**Aim**
Transcribe the material verbatim in full; the pictures do not belong in the copy.

**Raw data**
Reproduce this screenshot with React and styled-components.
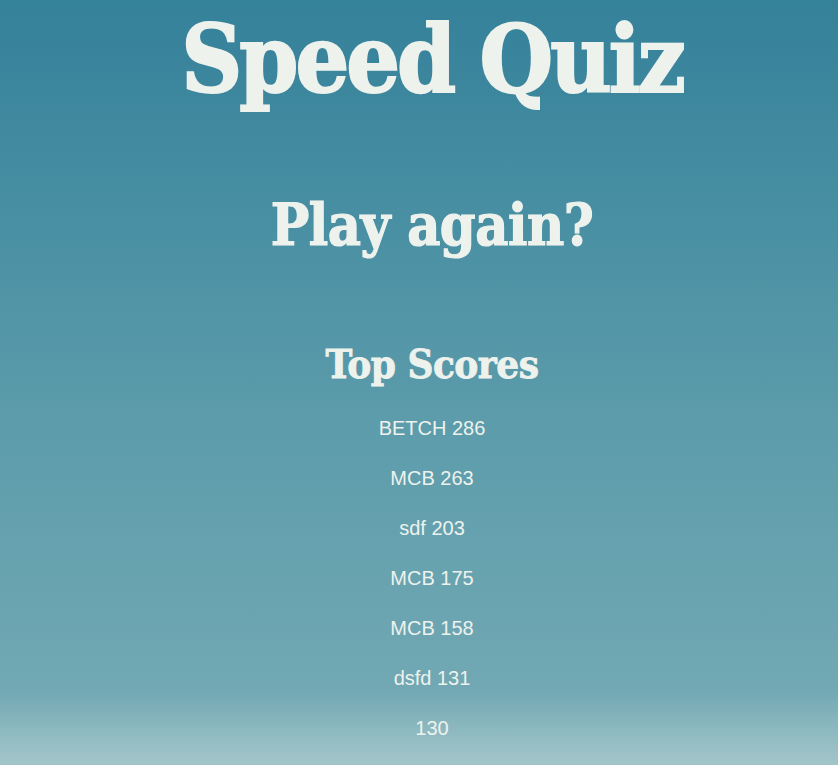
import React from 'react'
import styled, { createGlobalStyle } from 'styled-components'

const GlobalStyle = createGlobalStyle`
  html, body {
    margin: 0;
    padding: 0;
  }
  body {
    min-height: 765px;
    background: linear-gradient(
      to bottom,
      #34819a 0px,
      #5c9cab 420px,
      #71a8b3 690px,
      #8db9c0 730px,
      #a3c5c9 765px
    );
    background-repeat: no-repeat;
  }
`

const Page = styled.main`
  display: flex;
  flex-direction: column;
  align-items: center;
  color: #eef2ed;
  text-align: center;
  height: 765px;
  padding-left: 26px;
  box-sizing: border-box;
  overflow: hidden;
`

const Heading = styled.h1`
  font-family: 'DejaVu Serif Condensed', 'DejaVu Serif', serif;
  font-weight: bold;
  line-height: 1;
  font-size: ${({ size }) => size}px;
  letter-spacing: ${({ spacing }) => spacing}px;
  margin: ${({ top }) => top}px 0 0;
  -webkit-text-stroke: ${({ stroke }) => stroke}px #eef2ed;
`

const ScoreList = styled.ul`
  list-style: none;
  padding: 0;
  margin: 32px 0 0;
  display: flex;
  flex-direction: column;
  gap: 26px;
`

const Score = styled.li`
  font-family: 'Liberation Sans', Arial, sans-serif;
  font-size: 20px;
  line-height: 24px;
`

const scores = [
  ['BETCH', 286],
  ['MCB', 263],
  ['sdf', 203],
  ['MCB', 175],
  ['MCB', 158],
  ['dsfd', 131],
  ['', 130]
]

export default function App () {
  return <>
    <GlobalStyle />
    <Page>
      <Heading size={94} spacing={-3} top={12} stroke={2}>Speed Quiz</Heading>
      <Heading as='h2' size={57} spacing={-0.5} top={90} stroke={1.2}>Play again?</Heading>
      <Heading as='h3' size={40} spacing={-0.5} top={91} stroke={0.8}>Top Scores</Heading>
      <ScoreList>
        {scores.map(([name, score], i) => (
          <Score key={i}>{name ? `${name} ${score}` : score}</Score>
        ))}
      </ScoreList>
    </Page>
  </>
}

**Response to this task**
Reproduce this screenshot with React and styled-components.
import React from 'react'
import styled, { createGlobalStyle } from 'styled-components'

const GlobalStyle = createGlobalStyle`
  html, body {
    margin: 0;
    padding: 0;
  }
  body {
    min-height: 765px;
    background: linear-gradient(
      to bottom,
      #34819a 0px,
      #5c9cab 420px,
      #71a8b3 690px,
      #8db9c0 730px,
      #a3c5c9 765px
    );
    background-repeat: no-repeat;
  }
`

const Page = styled.main`
  display: flex;
  flex-direction: column;
  align-items: center;
  color: #eef2ed;
  text-align: center;
  height: 765px;
  padding-left: 26px;
  box-sizing: border-box;
  overflow: hidden;
`

const Heading = styled.h1`
  font-family: 'DejaVu Serif Condensed', 'DejaVu Serif', serif;
  font-weight: bold;
  line-height: 1;
  font-size: ${({ size }) => size}px;
  letter-spacing: ${({ spacing }) => spacing}px;
  margin: ${({ top }) => top}px 0 0;
  -webkit-text-stroke: ${({ stroke }) => stroke}px #eef2ed;
`

const ScoreList = styled.ul`
  list-style: none;
  padding: 0;
  margin: 32px 0 0;
  display: flex;
  flex-direction: column;
  gap: 26px;
`

const Score = styled.li`
  font-family: 'Liberation Sans', Arial, sans-serif;
  font-size: 20px;
  line-height: 24px;
`

const scores = [
  ['BETCH', 286],
  ['MCB', 263],
  ['sdf', 203],
  ['MCB', 175],
  ['MCB', 158],
  ['dsfd', 131],
  ['', 130]
]

export default function App () {
  return <>
    <GlobalStyle />
    <Page>
      <Heading size={94} spacing={-3} top={12} stroke={2}>Speed Quiz</Heading>
      <Heading as='h2' size={57} spacing={-0.5} top={90} stroke={1.2}>Play again?</Heading>
      <Heading as='h3' size={40} spacing={-0.5} top={91} stroke={0.8}>Top Scores</Heading>
      <ScoreList>
        {scores.map(([name, score], i) => (
          <Score key={i}>{name ? `${name} ${score}` : score}</Score>
        ))}
      </ScoreList>
    </Page>
  </>
}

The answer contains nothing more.